Superior acidic catalytic activity and stability of Fe-doped HTaWO6 nanotubes

Abstract

Fe-doped HTaWO₆ (H_1−3xFe_xTaWO₆, x = 0.23) nanotubes as highly active solid acid catalysts were prepared via an exfoliation–scrolling–exchange process. The specific surface area and pore volume of undoped nanotubes (20.8 m² g⁻¹, 0.057 cm³ g⁻¹) were remarkably enhanced through Fe³⁺ ion-exchange (>100 m² g⁻¹, 0.547 cm³ g⁻¹). Doping Fe ions into the nanotubes endowed them with improved thermal stability due to the stronger interaction between the intercalated Fe³⁺ ions and the host layers. This interaction also facilitated the preservation of effective Brønsted acid sites and the generation of new acid sites. The integration of these functional roles resulted in Fe-doped nanotubes with high acidic catalytic activities in the Friedel–Crafts alkylation of anisole and the esterification of acetic acid.
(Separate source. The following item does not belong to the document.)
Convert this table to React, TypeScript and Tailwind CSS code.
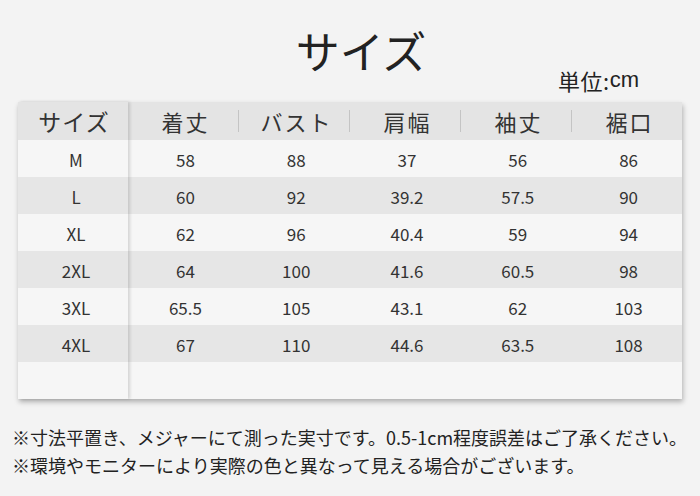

Facile accessibility to active sites, generation of effective Brønsted acid sites, high stability of the tubular structure and strong acid sites were found to synergistically contribute to the excellent acidic catalytic efficiency. Additionally, the activity of cycled nanocatalysts can be easily recovered through annealing treatment.